Of all the programs he worked on as governor, he cites the dams as the most important for South Dakota. Ranking a close second, however, is the fact that he stayed within a budget. "Spending within your means, that's an old Scandinavian trait. You always payoff your debts."
As governor, he retired the Rural Credit bonds owed by the state, created the Legislative Research Council, expanded the care of the mentally ill, accelerated the highway construction program, and terminated a 3 percent sales tax after it raised enough to pay World War II vets a soldiers' bonus. Not many states were rolling back taxes in those days of growth, and the South Dakota governor made headlines in the Wall Street Journal that day.
His happiest day of being governor, however, had nothing to do with taxes or dams or roads. It was Jan. 11, 1954, when he and Vivian had a baby girl, Kristin Karen. She was only the second child born to a governor while in office.

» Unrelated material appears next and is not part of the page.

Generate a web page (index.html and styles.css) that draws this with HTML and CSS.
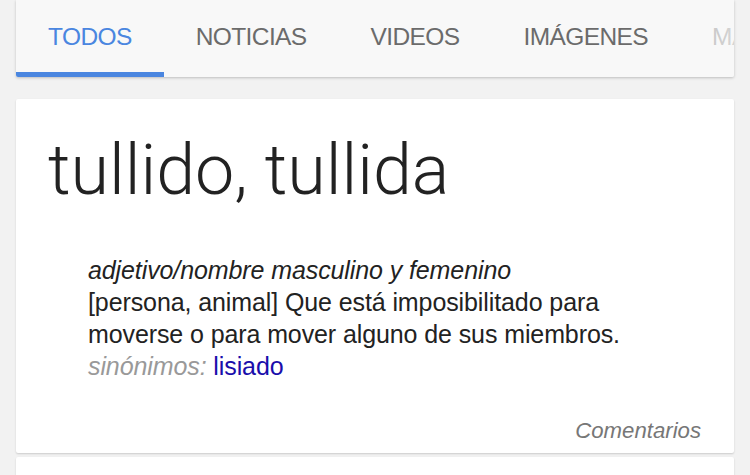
FILE: index.html
```html
<!DOCTYPE html>
<html lang="es">
<head>
<meta charset="utf-8">
<link rel="stylesheet" href="styles.css">
</head>
<body>
<div class="page">
  <nav class="tabs">
    <div class="tab-row">
      <div class="tab active">TODOS</div>
      <div class="tab">NOTICIAS</div>
      <div class="tab">VIDEOS</div>
      <div class="tab">IMÁGENES</div>
      <div class="tab">MAPS</div>
    </div>
    <div class="fade"></div>
  </nav>
  <section class="card">
    <h1 class="word">tullido, tullida</h1>
    <div class="def">
      <div class="pos">adjetivo/nombre masculino y femenino</div>
      <div class="meaning">[persona, animal] Que está imposibilitado para moverse o para mover alguno de sus miembros.</div>
      <div class="syn"><span class="syn-label">sinónimos:</span> <a class="syn-link">lisiado</a></div>
    </div>
    <div class="feedback">Comentarios</div>
  </section>
  <section class="card next"></section>
</div>
</body>
</html>
```
FILE: styles.css
```css
html, body {
  margin: 0;
  padding: 0;
  background: #f2f2f2;
  font-family: "Liberation Sans", Arial, sans-serif;
}
.page {
  width: 718px;
  margin: 0 16px;
  display: flex;
  flex-direction: column;
  gap: 22px;
}
.tabs {
  position: relative;
  height: 77px;
  background: #f8f8f8;
  box-shadow: 0 1px 3px rgba(0,0,0,0.22);
  border-radius: 0 0 2px 2px;
  overflow: hidden;
}
.tab-row {
  display: flex;
  height: 100%;
  white-space: nowrap;
}
.tab {
  flex: none;
  padding: 0 32px;
  height: 100%;
  box-sizing: border-box;
  display: flex;
  align-items: center;
  padding-bottom: 3px;
  font-size: 24.5px;
  letter-spacing: -0.6px;
  color: #6b6b6b;
}
.tab.active {
  color: #4a86e0;
  border-bottom: 5px solid #4a86e0;
  padding-bottom: 0;
  padding-top: 2px;
}
.fade {
  position: absolute;
  top: 0;
  right: 0;
  width: 40px;
  height: 100%;
  background: linear-gradient(to right, rgba(248,248,248,0.6), rgba(248,248,248,0.75));
}
.card {
  background: #fff;
  border-radius: 2px;
  box-shadow: 0 1px 2px rgba(0,0,0,0.16);
  padding: 31px 32px 9px 32px;
  height: 354px;
  box-sizing: border-box;
  display: flex;
  flex-direction: column;
}
.card.next {
  height: 20px;
  margin-top: -18px;
  padding: 0;
}
.word {
  margin: 0;
  font-family: Roboto, "Liberation Sans", sans-serif;
  font-weight: 300;
  font-size: 70px;
  line-height: 80px;
  color: #222;
  letter-spacing: 0;
}
.def {
  margin-top: 44px;
  padding-left: 40px;
  font-size: 25px;
  line-height: 32px;
  color: #222;
  letter-spacing: -0.1px;
}
.pos {
  font-style: italic;
}
.meaning {
  width: 560px;
}
.syn-label {
  font-style: italic;
  color: #999;
}
.syn-link {
  color: #1a0dab;
}
.feedback {
  margin-top: auto;
  text-align: right;
  font-style: italic;
  font-size: 22.2px;
  color: #777;
  padding-right: 1px;
}
```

Kristin is now editor of the Brookings Daily Register, and friends say Sig’s house is stacked with copies of that publication. "I don't want to brag, but she is one of the best writers around," he says with a grin.
Upon completion of his governorship, Sig returned to Webster, hoping to get that law practice established at last, with an eye on maybe running for Congress. But President Dwight D. Eisenhower appointed him to the Federal Trade Commission and he and his family moved to Washington, D.C., without campaigning.
Sig held the FTC post for 10 years. He enjoyed the challenge of investigating anti-trust activities and laughs at how slow the process could be. "It took us years and years to get them to strike 'liver' off Carter's Little Liver Pills and make them call it what it is ... and we bad 300 or 400 lawyers under us!"
The Andersons promptly headed west to Webster when his second term was up. He made two other tries at elective office. In 1962, while still at the FTC, be sought the GOP nomination for the U.S. Senate after Francis Case died in office. He lost the nomination to Joe Bottum at a long convention, and Bottum ultimately lost to George McGovern.
Sig also sought the GOP nomination for governor in 1964, but lost to Nils Boe. At last, maybe he could really practice law. He was just getting started when Boe appointed him judge of the Fifth Judicial Circuit. At least that position allowed him to stay in Webster. He retired from the judgeship in 1975, and since then he has enjoyed retirement.
He has that law office near Main Street. And when his health allows, he's downtown every day. But be hasn't run any advertisements. Fact is, he says, "Webster always had plenty of good attorneys."